Data shown:
○ ○ ○ ○ ○

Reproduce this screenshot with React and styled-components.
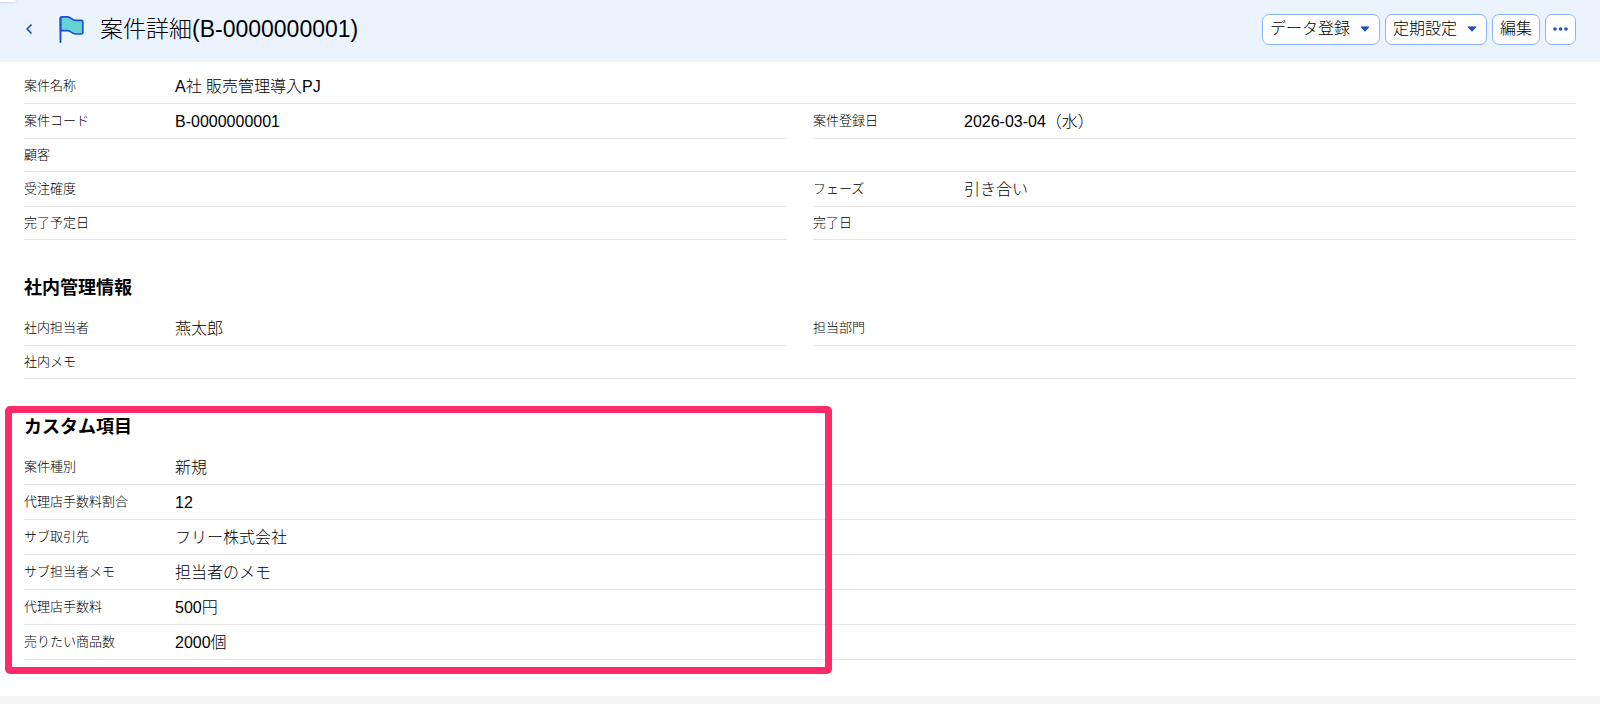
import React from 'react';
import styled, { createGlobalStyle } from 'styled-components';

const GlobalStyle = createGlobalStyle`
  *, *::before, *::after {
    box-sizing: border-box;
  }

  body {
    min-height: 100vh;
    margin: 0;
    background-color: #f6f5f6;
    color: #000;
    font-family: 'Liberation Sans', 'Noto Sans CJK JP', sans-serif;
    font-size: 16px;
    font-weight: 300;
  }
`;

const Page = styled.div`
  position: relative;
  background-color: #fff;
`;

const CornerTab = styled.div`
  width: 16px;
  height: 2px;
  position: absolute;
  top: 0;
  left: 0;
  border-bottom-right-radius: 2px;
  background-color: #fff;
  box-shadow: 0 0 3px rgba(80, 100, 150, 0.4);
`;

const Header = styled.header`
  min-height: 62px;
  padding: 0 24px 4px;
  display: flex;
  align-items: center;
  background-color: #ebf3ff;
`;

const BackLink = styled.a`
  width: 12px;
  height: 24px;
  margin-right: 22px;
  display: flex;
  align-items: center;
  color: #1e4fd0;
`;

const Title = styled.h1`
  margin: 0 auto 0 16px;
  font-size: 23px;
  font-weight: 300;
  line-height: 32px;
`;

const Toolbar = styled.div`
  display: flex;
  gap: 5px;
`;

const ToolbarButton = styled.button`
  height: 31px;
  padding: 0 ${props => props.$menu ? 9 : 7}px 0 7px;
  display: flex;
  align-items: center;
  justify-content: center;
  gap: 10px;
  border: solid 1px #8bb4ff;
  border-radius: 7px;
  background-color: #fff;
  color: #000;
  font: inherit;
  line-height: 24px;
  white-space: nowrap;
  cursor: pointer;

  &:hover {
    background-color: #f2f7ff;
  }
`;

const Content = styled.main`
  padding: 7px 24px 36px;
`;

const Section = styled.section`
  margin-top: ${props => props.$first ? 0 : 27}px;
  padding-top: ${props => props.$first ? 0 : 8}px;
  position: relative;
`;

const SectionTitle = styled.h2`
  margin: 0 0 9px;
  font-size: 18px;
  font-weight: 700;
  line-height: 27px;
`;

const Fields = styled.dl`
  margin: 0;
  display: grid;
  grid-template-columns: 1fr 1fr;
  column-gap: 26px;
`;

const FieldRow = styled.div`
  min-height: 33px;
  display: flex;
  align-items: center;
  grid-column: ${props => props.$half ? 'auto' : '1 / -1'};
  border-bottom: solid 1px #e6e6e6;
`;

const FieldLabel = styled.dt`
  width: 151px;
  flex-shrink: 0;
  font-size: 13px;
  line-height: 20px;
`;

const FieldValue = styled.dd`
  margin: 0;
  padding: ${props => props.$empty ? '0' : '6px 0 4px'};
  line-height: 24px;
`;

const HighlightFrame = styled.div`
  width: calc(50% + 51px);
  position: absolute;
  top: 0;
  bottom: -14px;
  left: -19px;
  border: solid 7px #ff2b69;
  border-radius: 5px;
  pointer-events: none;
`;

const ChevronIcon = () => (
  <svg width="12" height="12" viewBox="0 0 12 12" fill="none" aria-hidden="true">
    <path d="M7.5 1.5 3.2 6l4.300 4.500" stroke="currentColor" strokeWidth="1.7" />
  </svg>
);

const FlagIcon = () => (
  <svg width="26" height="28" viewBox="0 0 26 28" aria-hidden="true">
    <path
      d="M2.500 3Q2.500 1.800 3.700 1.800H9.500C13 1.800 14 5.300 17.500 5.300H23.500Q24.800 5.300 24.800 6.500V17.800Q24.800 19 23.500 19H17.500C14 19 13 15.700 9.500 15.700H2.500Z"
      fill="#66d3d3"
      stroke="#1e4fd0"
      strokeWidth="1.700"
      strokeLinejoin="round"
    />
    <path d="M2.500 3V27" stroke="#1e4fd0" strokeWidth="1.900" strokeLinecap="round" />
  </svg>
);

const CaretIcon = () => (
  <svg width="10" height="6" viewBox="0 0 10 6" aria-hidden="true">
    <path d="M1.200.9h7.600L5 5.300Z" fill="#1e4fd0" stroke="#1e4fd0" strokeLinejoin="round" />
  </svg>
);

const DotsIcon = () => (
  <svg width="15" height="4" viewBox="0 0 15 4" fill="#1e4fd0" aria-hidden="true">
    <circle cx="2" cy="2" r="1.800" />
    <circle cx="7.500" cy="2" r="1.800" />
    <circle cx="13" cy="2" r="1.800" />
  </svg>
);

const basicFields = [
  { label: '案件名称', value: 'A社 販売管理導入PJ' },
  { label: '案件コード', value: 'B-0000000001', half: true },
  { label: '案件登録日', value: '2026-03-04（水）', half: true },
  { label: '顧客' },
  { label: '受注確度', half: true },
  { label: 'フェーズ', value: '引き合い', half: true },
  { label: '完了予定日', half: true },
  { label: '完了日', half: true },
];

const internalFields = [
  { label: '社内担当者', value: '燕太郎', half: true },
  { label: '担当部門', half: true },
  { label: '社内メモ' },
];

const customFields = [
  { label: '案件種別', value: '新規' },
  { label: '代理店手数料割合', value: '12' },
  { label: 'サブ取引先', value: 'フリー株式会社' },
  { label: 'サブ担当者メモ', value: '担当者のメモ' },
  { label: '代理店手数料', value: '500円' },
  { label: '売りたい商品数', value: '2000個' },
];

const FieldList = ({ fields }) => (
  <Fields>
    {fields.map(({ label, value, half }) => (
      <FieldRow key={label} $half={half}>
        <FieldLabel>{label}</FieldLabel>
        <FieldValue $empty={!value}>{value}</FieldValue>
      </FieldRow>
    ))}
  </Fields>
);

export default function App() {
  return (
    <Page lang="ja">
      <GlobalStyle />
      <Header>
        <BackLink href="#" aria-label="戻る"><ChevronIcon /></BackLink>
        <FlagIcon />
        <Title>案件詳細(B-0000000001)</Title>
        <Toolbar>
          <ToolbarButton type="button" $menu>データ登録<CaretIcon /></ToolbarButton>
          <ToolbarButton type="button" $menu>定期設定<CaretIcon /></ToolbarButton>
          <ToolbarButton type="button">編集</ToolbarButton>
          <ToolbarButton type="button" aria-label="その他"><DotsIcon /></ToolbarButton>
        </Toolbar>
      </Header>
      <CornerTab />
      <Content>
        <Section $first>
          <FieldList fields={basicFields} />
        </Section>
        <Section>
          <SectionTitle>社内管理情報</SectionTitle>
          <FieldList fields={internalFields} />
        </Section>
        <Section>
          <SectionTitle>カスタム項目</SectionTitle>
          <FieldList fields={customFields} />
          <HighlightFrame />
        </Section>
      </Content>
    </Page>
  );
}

○ ○ ○ ○ ○

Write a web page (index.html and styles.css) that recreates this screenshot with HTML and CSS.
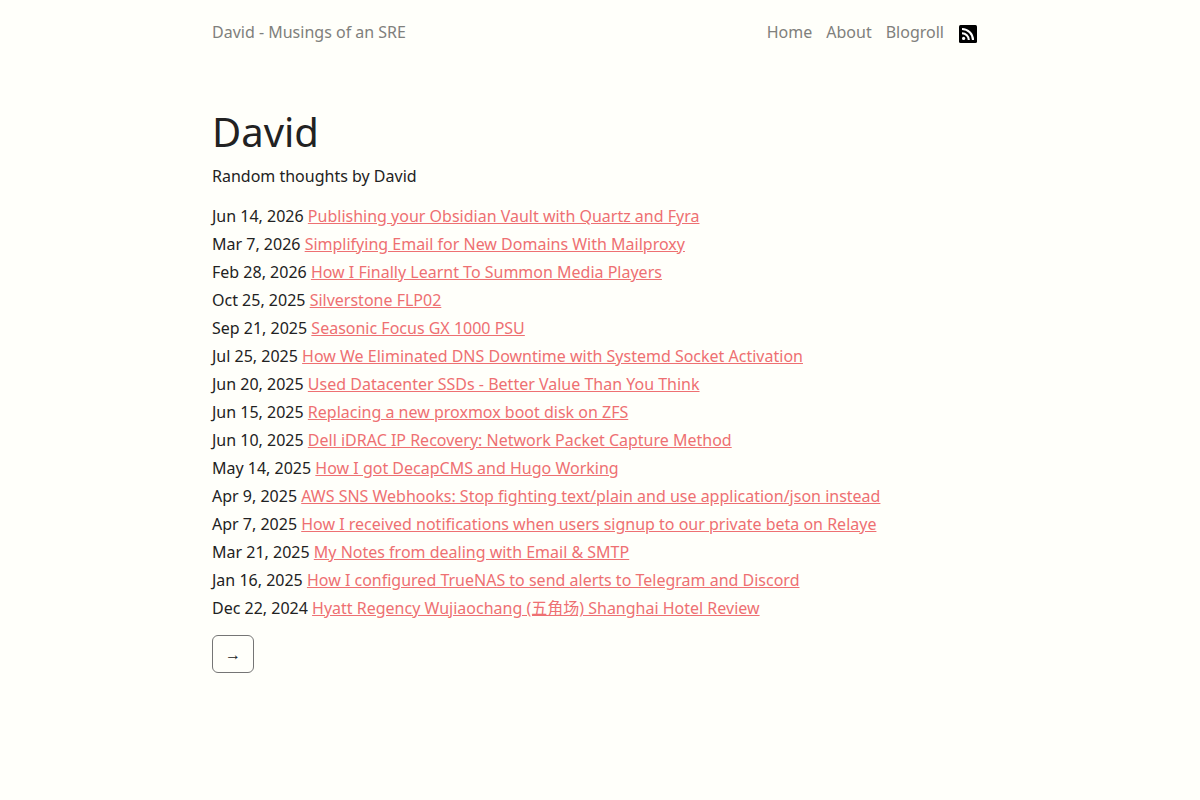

○ ○ ○ ○ ○

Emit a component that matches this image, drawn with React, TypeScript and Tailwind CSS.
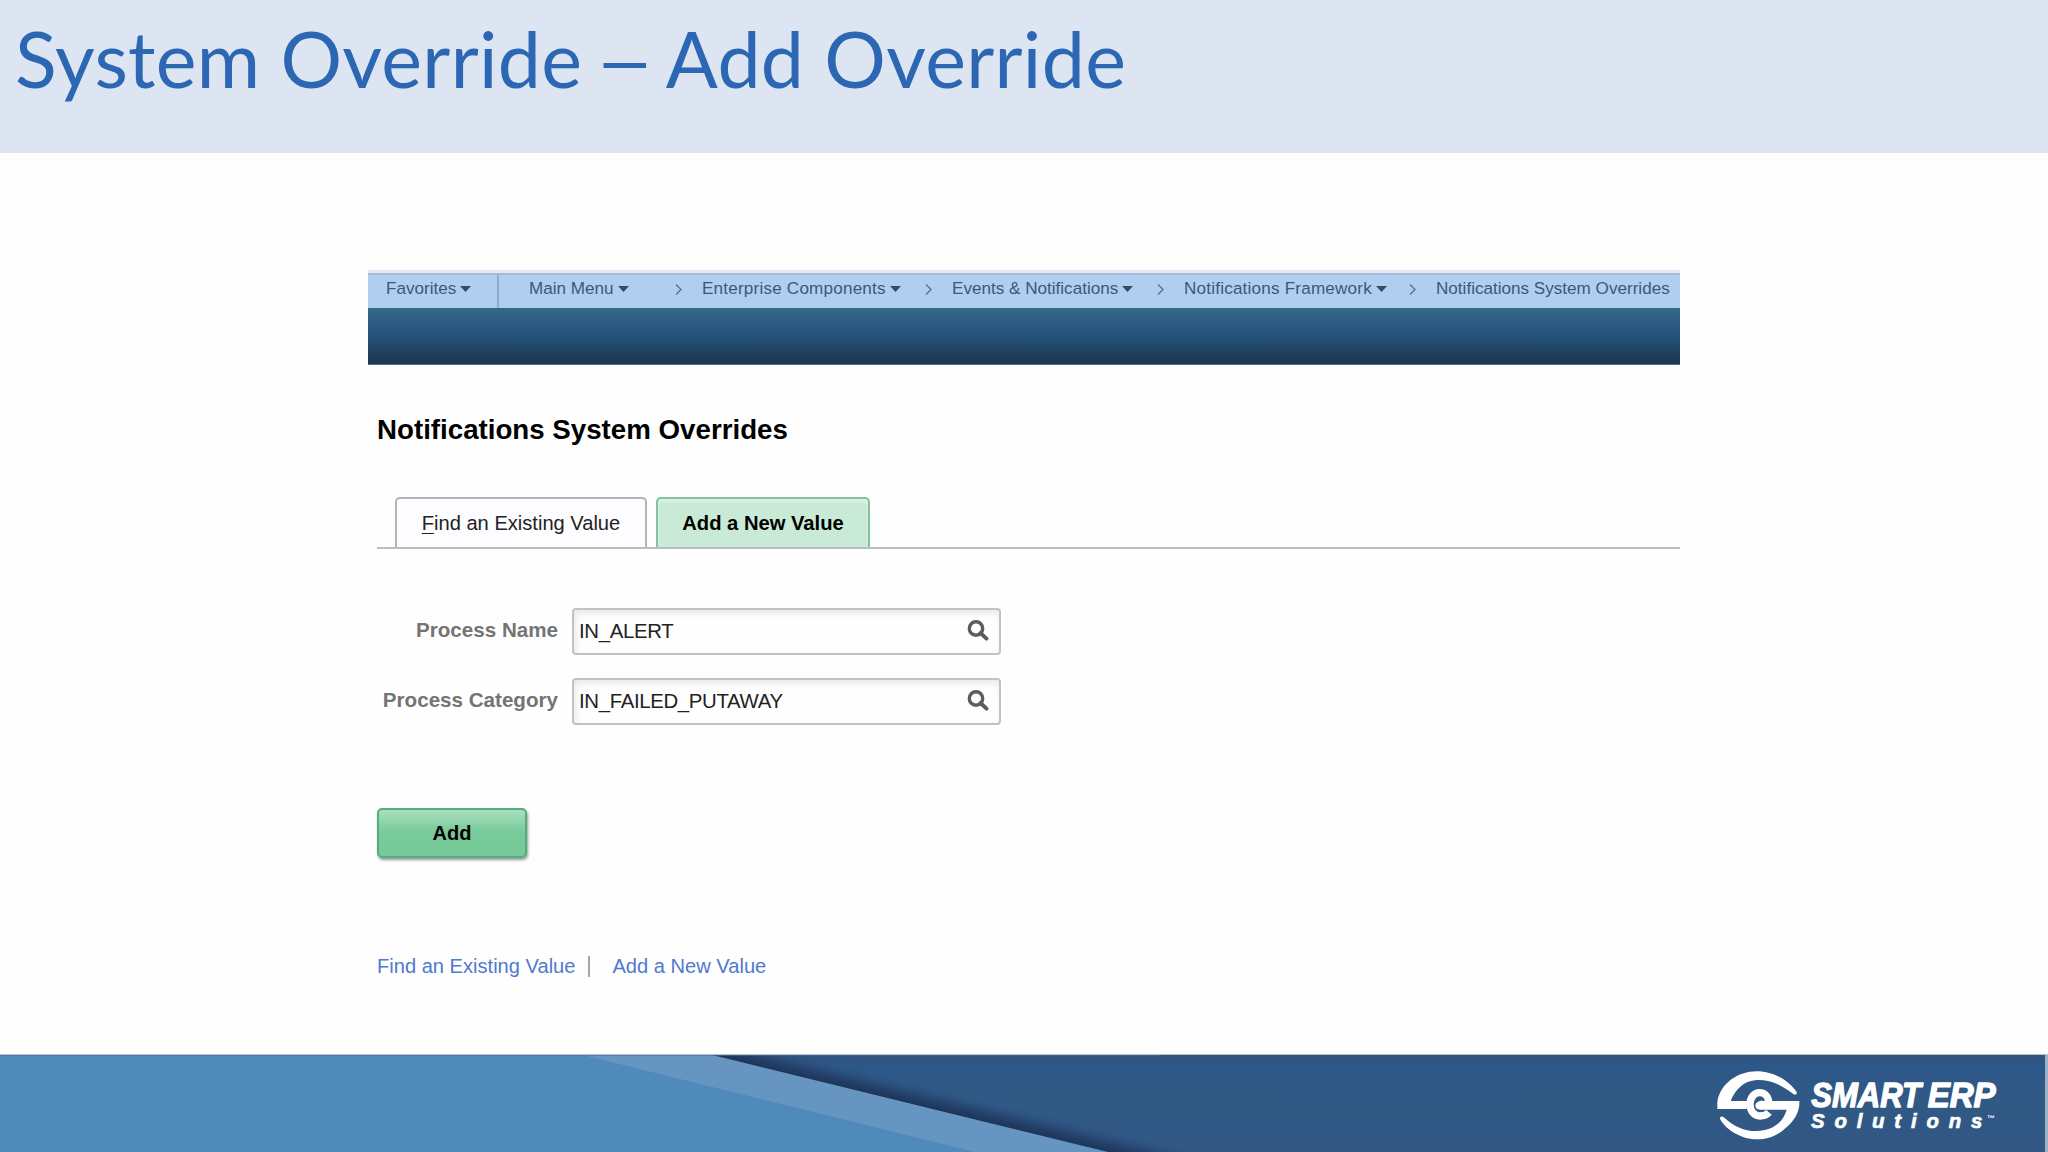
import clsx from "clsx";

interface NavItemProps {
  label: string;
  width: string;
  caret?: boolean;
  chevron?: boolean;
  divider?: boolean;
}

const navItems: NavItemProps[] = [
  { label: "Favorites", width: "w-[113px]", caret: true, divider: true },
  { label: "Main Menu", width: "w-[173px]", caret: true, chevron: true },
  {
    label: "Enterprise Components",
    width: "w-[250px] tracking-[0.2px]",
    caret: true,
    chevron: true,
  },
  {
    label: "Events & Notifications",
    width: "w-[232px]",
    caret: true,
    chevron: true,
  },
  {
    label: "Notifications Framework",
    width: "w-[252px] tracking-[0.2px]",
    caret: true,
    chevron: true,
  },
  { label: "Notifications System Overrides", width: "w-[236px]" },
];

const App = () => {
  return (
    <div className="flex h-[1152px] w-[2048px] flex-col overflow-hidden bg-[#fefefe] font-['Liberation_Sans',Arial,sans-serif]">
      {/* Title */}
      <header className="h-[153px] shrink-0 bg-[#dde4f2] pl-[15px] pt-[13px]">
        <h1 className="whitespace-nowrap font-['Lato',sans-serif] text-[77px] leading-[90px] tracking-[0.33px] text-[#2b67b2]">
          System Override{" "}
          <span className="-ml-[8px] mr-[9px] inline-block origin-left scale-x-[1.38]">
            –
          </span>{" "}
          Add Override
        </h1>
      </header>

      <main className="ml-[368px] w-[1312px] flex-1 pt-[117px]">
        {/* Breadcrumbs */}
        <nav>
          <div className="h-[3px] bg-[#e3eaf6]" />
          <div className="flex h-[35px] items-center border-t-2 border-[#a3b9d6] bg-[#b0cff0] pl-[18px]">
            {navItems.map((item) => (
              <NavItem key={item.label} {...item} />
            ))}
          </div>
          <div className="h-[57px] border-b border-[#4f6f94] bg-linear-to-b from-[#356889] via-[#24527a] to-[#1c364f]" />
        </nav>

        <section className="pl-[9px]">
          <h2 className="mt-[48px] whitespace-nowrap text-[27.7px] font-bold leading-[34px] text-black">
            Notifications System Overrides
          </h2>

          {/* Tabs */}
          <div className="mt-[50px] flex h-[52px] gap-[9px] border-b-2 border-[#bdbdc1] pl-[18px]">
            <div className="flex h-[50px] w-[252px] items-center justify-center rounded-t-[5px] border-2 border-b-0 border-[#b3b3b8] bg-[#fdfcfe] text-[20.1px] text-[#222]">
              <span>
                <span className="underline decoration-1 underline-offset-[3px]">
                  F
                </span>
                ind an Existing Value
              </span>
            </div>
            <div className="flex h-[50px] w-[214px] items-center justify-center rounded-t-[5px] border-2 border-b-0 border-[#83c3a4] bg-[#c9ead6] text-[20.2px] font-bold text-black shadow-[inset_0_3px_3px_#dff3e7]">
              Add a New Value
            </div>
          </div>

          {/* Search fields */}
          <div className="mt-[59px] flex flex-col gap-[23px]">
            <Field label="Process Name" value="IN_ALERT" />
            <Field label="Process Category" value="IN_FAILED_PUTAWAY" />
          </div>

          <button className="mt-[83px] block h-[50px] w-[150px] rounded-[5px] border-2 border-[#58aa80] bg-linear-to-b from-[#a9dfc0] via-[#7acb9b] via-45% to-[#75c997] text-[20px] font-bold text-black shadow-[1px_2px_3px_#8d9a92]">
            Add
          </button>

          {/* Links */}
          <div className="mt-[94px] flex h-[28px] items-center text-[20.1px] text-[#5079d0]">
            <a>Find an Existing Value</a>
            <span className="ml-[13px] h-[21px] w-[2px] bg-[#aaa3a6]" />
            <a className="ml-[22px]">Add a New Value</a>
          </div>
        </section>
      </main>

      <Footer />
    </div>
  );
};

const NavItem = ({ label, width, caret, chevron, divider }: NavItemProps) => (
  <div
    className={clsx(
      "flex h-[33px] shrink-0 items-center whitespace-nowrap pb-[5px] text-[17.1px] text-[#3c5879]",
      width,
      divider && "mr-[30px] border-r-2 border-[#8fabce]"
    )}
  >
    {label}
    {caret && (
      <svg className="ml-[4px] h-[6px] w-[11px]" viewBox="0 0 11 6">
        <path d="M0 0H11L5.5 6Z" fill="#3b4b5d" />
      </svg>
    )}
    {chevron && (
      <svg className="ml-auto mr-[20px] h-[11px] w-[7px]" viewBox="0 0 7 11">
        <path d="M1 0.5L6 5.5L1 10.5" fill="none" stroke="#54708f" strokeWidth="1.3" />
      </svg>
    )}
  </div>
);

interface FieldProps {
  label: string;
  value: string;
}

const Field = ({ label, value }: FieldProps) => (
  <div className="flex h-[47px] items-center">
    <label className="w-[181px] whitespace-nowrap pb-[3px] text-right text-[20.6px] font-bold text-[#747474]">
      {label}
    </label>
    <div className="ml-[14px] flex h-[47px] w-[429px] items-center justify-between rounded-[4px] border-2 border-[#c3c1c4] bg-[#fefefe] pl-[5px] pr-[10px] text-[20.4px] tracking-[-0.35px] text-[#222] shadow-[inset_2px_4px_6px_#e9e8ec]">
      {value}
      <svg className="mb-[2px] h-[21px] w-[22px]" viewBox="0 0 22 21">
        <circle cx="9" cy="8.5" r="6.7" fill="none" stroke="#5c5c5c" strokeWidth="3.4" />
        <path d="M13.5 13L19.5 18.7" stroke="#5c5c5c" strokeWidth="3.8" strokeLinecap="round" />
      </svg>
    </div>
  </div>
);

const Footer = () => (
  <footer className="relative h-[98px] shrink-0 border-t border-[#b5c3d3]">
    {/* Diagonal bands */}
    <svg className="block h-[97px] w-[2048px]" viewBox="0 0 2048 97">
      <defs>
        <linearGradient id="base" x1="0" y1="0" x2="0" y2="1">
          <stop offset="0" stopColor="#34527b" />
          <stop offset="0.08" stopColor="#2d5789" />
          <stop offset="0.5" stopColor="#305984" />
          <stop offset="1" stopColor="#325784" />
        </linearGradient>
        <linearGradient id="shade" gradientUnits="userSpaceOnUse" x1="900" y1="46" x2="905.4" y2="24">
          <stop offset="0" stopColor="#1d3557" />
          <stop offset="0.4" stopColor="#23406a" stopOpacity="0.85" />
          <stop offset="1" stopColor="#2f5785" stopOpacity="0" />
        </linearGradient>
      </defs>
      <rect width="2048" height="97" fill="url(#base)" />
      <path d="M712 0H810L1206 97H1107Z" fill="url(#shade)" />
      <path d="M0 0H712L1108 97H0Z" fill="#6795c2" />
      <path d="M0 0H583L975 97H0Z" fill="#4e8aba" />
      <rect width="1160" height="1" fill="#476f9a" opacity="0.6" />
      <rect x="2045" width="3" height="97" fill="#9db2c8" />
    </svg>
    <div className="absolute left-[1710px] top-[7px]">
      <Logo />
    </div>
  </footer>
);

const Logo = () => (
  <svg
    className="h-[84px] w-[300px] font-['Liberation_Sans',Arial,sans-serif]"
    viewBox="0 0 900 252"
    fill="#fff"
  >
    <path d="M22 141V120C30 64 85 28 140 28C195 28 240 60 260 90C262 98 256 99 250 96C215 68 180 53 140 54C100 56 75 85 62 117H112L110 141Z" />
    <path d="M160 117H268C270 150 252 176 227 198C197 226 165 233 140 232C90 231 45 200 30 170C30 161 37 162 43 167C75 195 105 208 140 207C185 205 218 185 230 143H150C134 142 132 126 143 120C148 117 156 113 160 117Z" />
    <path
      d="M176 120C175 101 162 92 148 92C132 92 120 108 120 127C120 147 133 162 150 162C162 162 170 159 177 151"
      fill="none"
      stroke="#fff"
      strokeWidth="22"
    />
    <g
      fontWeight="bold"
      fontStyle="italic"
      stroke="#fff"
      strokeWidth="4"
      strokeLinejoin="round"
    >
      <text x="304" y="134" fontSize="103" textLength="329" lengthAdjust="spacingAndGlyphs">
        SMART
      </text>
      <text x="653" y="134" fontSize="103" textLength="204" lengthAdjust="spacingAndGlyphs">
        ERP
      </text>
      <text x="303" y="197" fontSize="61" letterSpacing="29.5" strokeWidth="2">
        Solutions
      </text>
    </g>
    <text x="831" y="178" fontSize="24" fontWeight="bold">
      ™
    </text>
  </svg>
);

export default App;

○ ○ ○ ○ ○

Goal of the exercise: In the records above, find each line that holds the word "React"; copy all such lines.

Written solution:
Reproduce this screenshot with React and styled-components.
import React from 'react';
Emit a component that matches this image, drawn with React, TypeScript and Tailwind CSS.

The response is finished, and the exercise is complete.